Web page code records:
-=-=-=-=-

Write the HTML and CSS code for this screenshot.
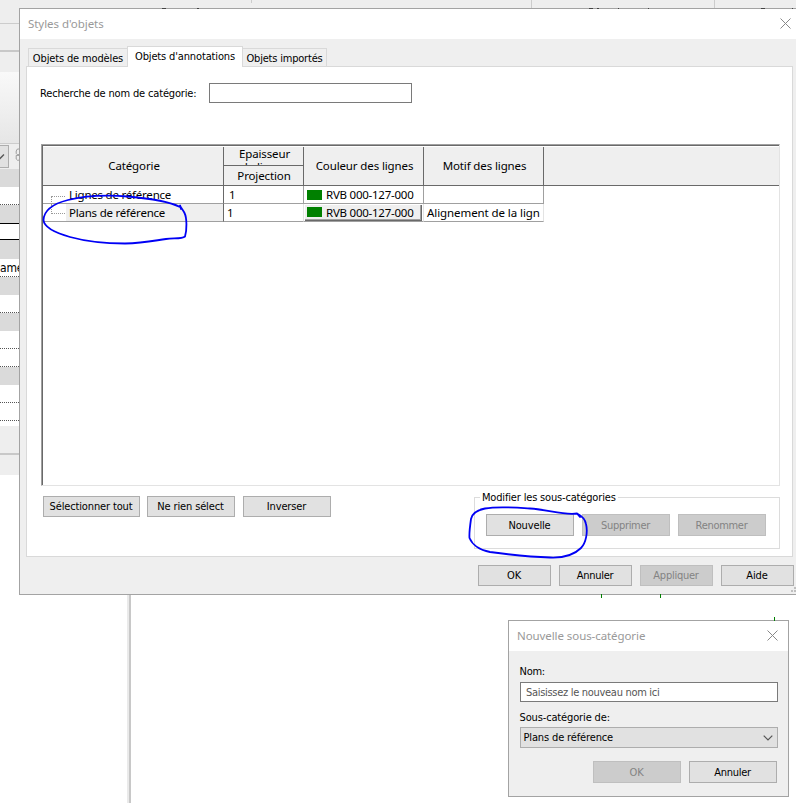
FILE: index.html
```html
<!DOCTYPE html>
<html lang="fr">
<head>
<meta charset="utf-8">
<title>Styles d'objets</title>
<link rel="stylesheet" href="styles.css">
</head>
<body>
<div class="desktop">
  <div class="ribbon"><i class="sep s1"></i><i class="sep s2"></i><i class="sep s3"></i></div>
  <div class="palette">
    <div class="p-top"></div>
    <div class="p-bar"></div>
    <div class="p-preview"></div>
    <div class="p-type"><span class="p-drop"><svg width="8" height="22" viewBox="0 0 8 22"><path d="M-1 13.5l5-5" fill="none" stroke="#555" stroke-width="1.3"/></svg></span><svg class="p-icon" width="5" height="16" viewBox="0 0 5 16"><path d="M5 .5H3L1.500 3V6L3 7.500H5M5 8.500H1.500V13L3 14.500H5" fill="none" stroke="#8c8c8c"/></svg></div>
    <div class="p-row head"></div>
    <div class="p-row dot"></div>
    <div class="p-row head"></div>
    <div class="p-row focus"></div>
    <div class="p-row head tall"></div>
    <div class="p-row dot">amé</div>
    <div class="p-row head"></div>
    <div class="p-row dot"></div>
    <div class="p-row head"></div>
    <div class="p-row dot"></div>
    <div class="p-row dot"></div>
    <div class="p-row head"></div>
    <div class="p-row dot"></div>
    <div class="p-row dot"></div>
    <div class="p-row gap"></div>
    <div class="p-foot"></div>
    <div class="p-end"></div>
  </div>
  <div class="divider"></div>
  <i class="tick k1"></i><i class="tick k2"></i><i class="tick k3"></i>

  <section class="window main">
    <header class="titlebar"><span class="tt1">Styles d'objets</span>
      <svg class="close" width="11" height="11" viewBox="0 0 11 11"><path d="M.5.5l10 10M10.500.5l-10 10" fill="none" stroke="#888"/></svg></header>
    <div class="tabs">
      <div class="tab first">Objets de modèles</div>
      <div class="tab active">Objets d'annotations</div>
      <div class="tab third">Objets importés</div>
    </div>
    <div class="panel">
      <div class="search"><label>Recherche de nom de catégorie:</label><div class="field"></div></div>
      <div class="grid">
        <div class="ghead">
          <div class="gh c1">Catégorie</div>
          <div class="gsplit c2"><div class="gtop">Epaisseur<br><span class="clip">de lignes</span></div><div class="gbot">Projection</div></div>
          <div class="gh c3">Couleur des lignes</div>
          <div class="gh c4">Motif des lignes</div>
          <div class="rest"></div>
        </div>
        <div class="grow">
          <div class="cell c1"><i class="branch top"></i><span class="name">Lignes de référence</span></div>
          <div class="cell c2 num">1</div>
          <div class="cell c3"><span class="color"><i></i>RVB 000-127-000</span></div>
          <div class="cell c4"></div>
        </div>
        <div class="grow sel">
          <div class="cell c1"><i class="branch"></i><span class="name">Plans de référence</span></div>
          <div class="cell c2 num">1</div>
          <div class="cell c3"><span class="color raised"><i></i>RVB 000-127-000</span></div>
          <div class="cell c4 motif">Alignement de la lign</div>
        </div>
      </div>
      <div class="actions">
        <div class="btn wide">Sélectionner tout</div>
        <div class="btn n">Ne rien sélect</div>
        <div class="btn n inv">Inverser</div>
        <fieldset class="group"><legend>Modifier les sous-catégories</legend>
          <div class="btn n tall">Nouvelle</div>
          <div class="btn n tall off t3">Supprimer</div>
          <div class="btn n tall off t3">Renommer</div>
        </fieldset>
      </div>
    </div>
    <footer class="foot">
      <div class="btn">OK</div>
      <div class="btn t2">Annuler</div>
      <div class="btn off t2">Appliquer</div>
      <div class="btn">Aide</div>
    </footer>
    <svg class="grip" width="6" height="6" viewBox="0 0 6 6"><path d="M4 0h2v2h-2zM1 3h2v2h-2zM4 3h2v2h-2z" fill="#bfbfbf"/></svg>
  </section>
  <svg class="ink" width="796" height="12" viewBox="0 0 796 12"><path d="M162 8.500h4M197 8.500h2M589 8.500h4M597 8.500h2M618 8.500h1M648 8.500h1M761 8.500h4M792 8.500h1" stroke="#444" fill="none"/></svg>

  <svg class="ink" width="600" height="390" viewBox="0 0 600 390">
    <path d="M180 207C168 201 145 198 128 196.500C108 195 86 195.500 68 200C52 204 44 211 43.500 220C44 228 56 233 70 237C88 242 105 243.500 125 243.500C143 243 152 241 166 239C174 238 182 239 185 236.500C187 230 187 218 184.500 213C183 210 181 208 180 205.500L181 209" fill="none" stroke="#0000f5" stroke-width="1.8" stroke-linecap="round" stroke-linejoin="round"/>
  </svg>
  <svg class="ink low" width="140" height="70" viewBox="460 495 140 70">
    <path d="M577 513.500C563 515.500 548 509.500 530 508.500C516 507.500 498 506 485 508.500C477 510 472 514 471 519C470 526 469 533 469.500 538C472 544 479 550 490 552C512 555 530 557 550 557.500C562 558 574 555 581 548C586 543 588 532 586 524C585 519 582 516 577 513.500L580 517" fill="none" stroke="#0000f5" stroke-width="1.8" stroke-linecap="round" stroke-linejoin="round"/>
  </svg>

  <section class="window sub">
    <header class="titlebar"><span class="tt2">Nouvelle sous-catégorie</span>
      <svg class="close" width="11" height="11" viewBox="0 0 11 11"><path d="M.5.5l10 10M10.500.5l-10 10" fill="none" stroke="#888"/></svg></header>
    <div class="form">
      <label class="t2">Nom:</label>
      <div class="field t3">Saisissez le nouveau nom ici</div>
      <label>Sous-catégorie de:</label>
      <div class="select">Plans de référence<svg width="10" height="6" viewBox="0 0 10 6"><path d="M.7.7L5 5 9.300.7" fill="none" stroke="#555" stroke-width="1.2"/></svg></div>
      <div class="buttons"><div class="btn n tall off">OK</div><div class="btn n tall t2">Annuler</div></div>
    </div>
  </section>
</div>
</body>
</html>
```
FILE: styles.css
```css
* { box-sizing: border-box; }
body { margin: 0; background: #fff; color: #000; font: 11px/14px "DejaVu Sans Condensed", "Liberation Sans", sans-serif; letter-spacing: -.14px; }
.desktop { position: relative; width: 796px; height: 803px; overflow: hidden; white-space: nowrap; }

/* application behind the dialogs */
.ribbon { position: absolute; left: 0; top: 0; width: 796px; height: 9px; background: #eee; }
.sep { position: absolute; top: 0; width: 1px; height: 8px; background: #ccc; }
.s1 { left: 251px; height: 3px; }
.s2 { left: 531px; }
.s3 { left: 714px; }
.palette { position: absolute; left: 0; top: 0; width: 19px; }
.p-top { height: 51px; background: linear-gradient(#eee 23px, #ccc 23px, #ccc 24px, #eee 24px, #eee 50px, #c8c8c8 50px); }
.p-bar { height: 21px; background: linear-gradient(#c8c8c8 1px, #eee 1px); }
.p-preview { height: 72px; background: linear-gradient(#f9f9f9, #e6e6e6); border-bottom: 1px solid #ccc; }
.p-type { display: flex; height: 25px; padding-top: 1px; gap: 6px; background: #eee; }
.p-drop { width: 9px; height: 23px; background: #e1e1e1; border: 1px solid #adadad; border-left: 0; }
.p-drop svg { display: block; }
.p-icon { margin-top: 2px; width: 4px; }
.p-row { height: 18px; }
.p-row.head { background: #dadada; }
.p-row.head.tall { height: 19px; }
.p-row.dot { padding-top: 2px; font-size: 12px; background: repeating-linear-gradient(90deg, #555 0 1px, #fff 1px 2px) bottom / 100% 1px no-repeat; }
.p-row.focus { height: 17px; border: solid #000; border-width: 1px 0; }
.p-row.gap { height: 5px; }
.p-foot { height: 29px; background: #eee; border-bottom: 2px solid #c8c8c8; }
.p-end { height: 20px; background: #eee; }
.divider { position: absolute; left: 127px; top: 595px; width: 4px; height: 208px; border-left: 2px solid #eaeaea; background: #c8c8c8; }
.tick { position: absolute; width: 1px; height: 4px; background: #008000; z-index: 1; }
.k1 { left: 601px; top: 594px; }
.k2 { left: 660px; top: 594px; }
.k3 { left: 774px; top: 617px; }

/* shared window parts */
.window { position: absolute; background: #efefef; border: 1px solid #a3a3a3; }
.titlebar { display: flex; justify-content: space-between; height: 30px; background: #fff; color: #999; font: 11.5px/30px "Noto Sans", sans-serif; letter-spacing: -.05px; }
.close { margin-top: 9px; }
.btn { display: flex; align-items: center; justify-content: center; height: 21px; padding: 1px 1px 0 0; background: #e1e1e1; border: 1px solid #adadad; flex: none; }
.btn.n { width: 88px; }
.btn.tall { height: 22px; padding-top: 2px; }
.btn.off { background: #ccc; border-color: #bfbfbf; color: #838383; }
.t2 { letter-spacing: -.25px; }
.t3 { letter-spacing: -.3px; }

/* main dialog */
.main { left: 19px; top: 8px; width: 790px; height: 587px; }
.main .titlebar { width: 777px; padding: 0 6px 0 8px; }
.tabs { display: flex; align-items: flex-end; height: 27px; margin-left: 8px; position: relative; }
.tab { height: 18px; border: 1px solid #d9d9d9; border-bottom: 0; line-height: 20px; text-align: center; }
.tab.first { width: 99px; border-right: 0; }
.tab.active { width: 116px; height: 21px; line-height: 19px; background: #fff; margin-bottom: -1px; }
.tab.third { width: 84px; border-left: 0; letter-spacing: -.2px; }
.panel { width: 767px; height: 491px; margin-left: 6px; background: #fff; border: 1px solid #d9d9d9; }
.search { display: flex; height: 20px; margin: 16px 0 0 13px; letter-spacing: -.16px; }
.search label { width: 169px; padding-top: 4px; }
.search .field { width: 203px; height: 20px; border: 1px solid #7a7a7a; }

.grid { width: 739px; height: 342px; margin: 41px 0 0 14px; border: 1px solid #a0a0a0; border-right-color: #e3e3e3; border-bottom-color: #e3e3e3; box-shadow: inset 1px 1px #696969; padding: 2px 0 0 1px; font: 11.5px/14px "Noto Sans", sans-serif; letter-spacing: -.12px; }
.ghead { display: flex; height: 40px; margin-top: -1px; padding-top: 1px; }
.ghead > div { background: #efefef; border-bottom: 1px solid #696969; border-right: 1px solid #696969; }
.ghead > .rest { flex: 1; border-right: 0; }
.c1 { width: 181px; }
.c2 { width: 80px; }
.c3, .c4 { width: 120px; }
.gh { display: flex; align-items: center; justify-content: center; padding: 0 0 1px 2px; }
.gsplit { text-align: center; padding-left: 1px; }
.gtop { height: 19px; margin-left: -1px; padding-left: 2px; overflow: hidden; border-bottom: 1px solid #696969; line-height: 14px; }
.clip { position: relative; top: -1px; }
.gbot { line-height: 20px; }
.grow { display: flex; height: 18px; }
.cell { display: flex; align-items: center; border: solid #a0a0a0; border-width: 0 1px 1px 0; overflow: hidden; }
.grow .c1 { padding-left: 8px; border-right-color: #696969; }
.branch { width: 15px; height: 8px; margin-top: 10px; border-left: 1px dotted #999; background: repeating-linear-gradient(90deg, #999 0 1px, #fff 1px 2px) 0 0 / 100% 1px no-repeat; flex: none; }
.sel .branch { height: 10px; margin: 0 0 7px; background-position: 0 9px; }
.name { flex: 1; padding-left: 3px; line-height: 17px; letter-spacing: -.22px; }
.sel .name { background: #efefef; }
.num { padding-left: 5px; }
.sel .num { padding-left: 3px; }
.color { display: flex; align-items: center; width: 117px; height: 17px; margin-left: 1px; padding-left: 2px; letter-spacing: -.24px; }
.color i { width: 15px; height: 10px; margin-right: 4px; background: #008000; }
.raised { background: #efefef; border: solid #696969; border-width: 0 1px 1px 0; height: 16px; padding-top: 1px; box-shadow: inset -1px -1px #a0a0a0; }
.raised i { margin-top: -2px; }
.sel .cell { border-right-color: #e3e3e3; }
.sel .c1 { border-right-color: #696969; }
.motif { padding-left: 3px; letter-spacing: -.08px; }

.actions { display: flex; align-items: flex-start; margin: 10px 0 0 16px; }
.btn.wide { width: 97px; margin-right: 7px; }
.btn.inv { margin-left: 8px; }
.group { display: flex; gap: 8px; width: 306px; height: 59px; margin: -6px 0 0 143px; padding: 10px 0 0 11px; border: 1px solid #dcdcdc; }
.group legend { height: 14px; margin-left: -6px; padding: 0 2px; line-height: 16px; letter-spacing: -.17px; }
.foot { display: flex; gap: 8px; margin: 8px 0 0 458px; }
.foot .btn { width: 73px; }
.grip { position: absolute; left: 770px; top: 578px; }
.ink { position: absolute; left: 0; top: 0; }
.ink.low { left: 460px; top: 495px; }

/* new subcategory dialog */
.sub { left: 508px; top: 620px; width: 281px; height: 177px; }
.sub .titlebar { padding: 0 10px 0 8px; letter-spacing: -.08px; }
.form { display: flex; flex-direction: column; padding: 13px 10px 0 11px; }
.form label { height: 14px; line-height: 16px; margin-left: -.5px; }
.form .field { height: 20px; margin: 4px 0 8px; padding-left: 5px; border: 1px solid #7a7a7a; background: #fff; color: #555; line-height: 19px; }
.select { display: flex; align-items: center; justify-content: space-between; height: 21px; margin-top: 3px; padding: 1px 4px 0 2.5px; border: 1px solid #adadad; background: #e1e1e1; }
.buttons { display: flex; justify-content: flex-end; gap: 8px; margin: 13px 1px 0 0; }
```
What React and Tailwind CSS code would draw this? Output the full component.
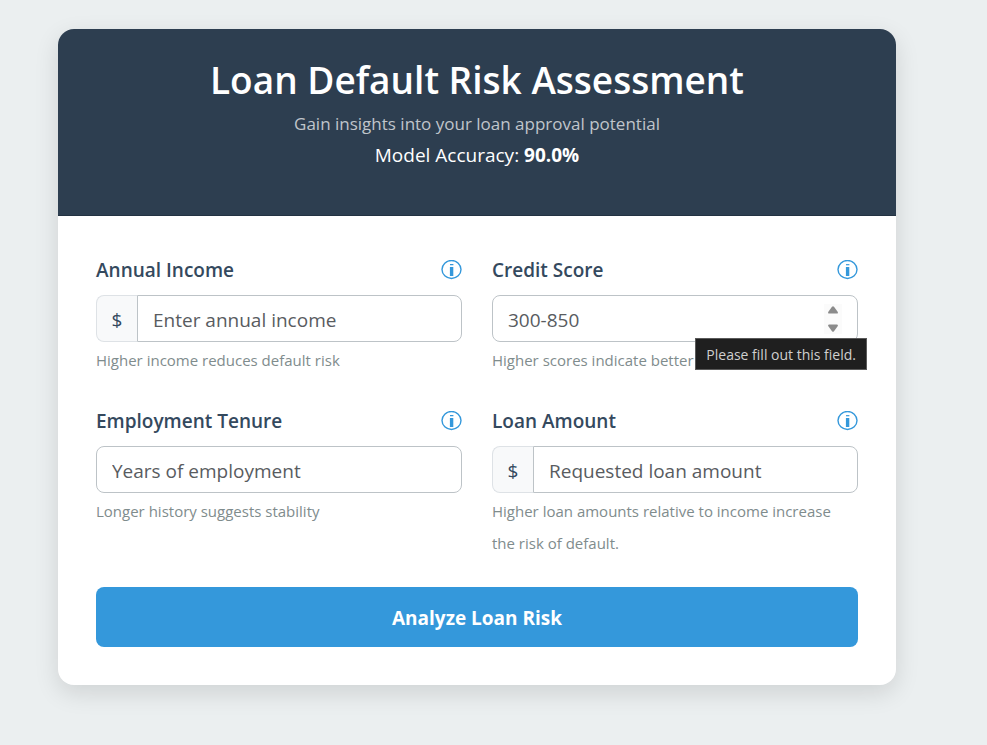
import React from "react";

function InfoIcon() {
  return (
    <svg
      width="22"
      height="20"
      viewBox="0 0 22 20"
      fill="none"
      stroke="#3498db"
      aria-hidden="true"
    >
      <ellipse cx="11.5" cy="9.5" rx="9.5" ry="9" strokeWidth="1.4" />
      <path d="M10 4.7h3.4" strokeWidth="1.2" />
      <path d="M11.6 7v9" strokeWidth="3.4" />
    </svg>
  );
}

function Spinner() {
  return (
    <div className="absolute right-4 top-[9px] flex h-[30px] w-[18px] flex-col justify-between bg-[#fbfbfb]">
      <button type="button" aria-label="Increase" className="flex h-3 items-center justify-center">
        <svg width="10" height="8" viewBox="0 0 10 8" fill="#8b8b8b">
          <path d="M4 .8Q5-.3 6 .8L9.8 6Q10.2 7.6 8.8 7.6H1.2Q-.2 7.6.2 6Z" />
        </svg>
      </button>
      <button type="button" aria-label="Decrease" className="flex h-3 items-center justify-center">
        <svg width="10" height="8" viewBox="0 0 10 8" fill="#8b8b8b">
          <path d="M4 7.2Q5 8.3 6 7.2L9.8 2Q10.2.4 8.8.4H1.2Q-.2.4.2 2Z" />
        </svg>
      </button>
    </div>
  );
}

function Field({ id, label, placeholder, hint, money, spinner, tooltip }) {
  return (
    <div>
      <div className="mb-[9px] flex h-8 items-center justify-between">
        <label htmlFor={id} className="text-[19px] font-semibold text-[#34495e]">
          {label}
        </label>
        <button type="button" aria-label={`About ${label}`}>
          <InfoIcon />
        </button>
      </div>
      <div className="relative flex h-[47px]">
        {money && (
          <span className="flex w-[41px] shrink-0 items-center justify-center rounded-l-lg border border-r-0 border-[#dee2e6] bg-[#f8f9fa] pt-[3px] text-[19px] text-[#34495e]">
            $
          </span>
        )}
        <input
          id={id}
          type="number"
          placeholder={placeholder}
          className={`w-full min-w-0 border border-[#bdc3c7] bg-white px-[15px] pt-[3px] text-[19px] text-[#34495e] outline-none [appearance:textfield] placeholder:text-[#595c5f] [&::-webkit-inner-spin-button]:appearance-none ${
            money ? "rounded-r-lg" : "rounded-lg"
          }`}
        />
        {spinner && <Spinner />}
        {tooltip && (
          <div
            role="tooltip"
            className="absolute -right-[9px] top-[43px] z-10 flex h-8 items-center whitespace-nowrap border border-[#5a5a5a] bg-[#1f1f1f] px-[10px] text-[14px] text-[#cfcfcf]"
          >
            {tooltip}
          </div>
        )}
      </div>
      <p className="mt-[2px] pr-3 text-[15px] leading-8 text-[#7f8c8d]">{hint}</p>
    </div>
  );
}

export default function App() {
  return (
    <div className="min-h-screen bg-[#ebeff0] pb-[60px] pl-[58px] pr-[91px] pt-[29px] font-['Open_Sans','Noto_Sans',sans-serif]">
      <main className="overflow-hidden rounded-2xl bg-white shadow-[0_8px_24px_rgba(0,0,0,0.12)]">
        <header className="border-b border-[#233242] bg-[#2d3e50] pb-[45px] pt-[27px] text-center text-white">
          <h1 className="text-[37px] font-semibold leading-[48px]">
            Loan Default Risk Assessment
          </h1>
          <p className="mt-1 text-[17px] leading-8 text-[#c0c5cb]">
            Gain insights into your loan approval potential
          </p>
          <p className="text-[19px] leading-[30px]">
            Model Accuracy: <strong className="font-bold">90.0%</strong>
          </p>
        </header>
        <form className="p-[38px]" onSubmit={(e) => e.preventDefault()}>
          <div className="grid grid-cols-2 gap-x-[30px] gap-y-[29px]">
            <Field
              id="income"
              label="Annual Income"
              placeholder="Enter annual income"
              hint="Higher income reduces default risk"
              money
            />
            <Field
              id="score"
              label="Credit Score"
              placeholder="300-850"
              hint="Higher scores indicate better"
              spinner
              tooltip="Please fill out this field."
            />
            <Field
              id="tenure"
              label="Employment Tenure"
              placeholder="Years of employment"
              hint="Longer history suggests stability"
            />
            <Field
              id="amount"
              label="Loan Amount"
              placeholder="Requested loan amount"
              hint="Higher loan amounts relative to income increase the risk of default."
              money
            />
          </div>
          <button
            type="submit"
            className="mt-7 h-[60px] w-full rounded-lg bg-[#3498db] pt-[2px] text-[19px] font-bold text-white"
          >
            Analyze Loan Risk
          </button>
        </form>
      </main>
    </div>
  );
}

-=-=-=-=-

Your instructions: Pull out all lines from the listing that contain the string "React".

Solution to this task:
What React and Tailwind CSS code would draw this? Output the full component.
import React from "react";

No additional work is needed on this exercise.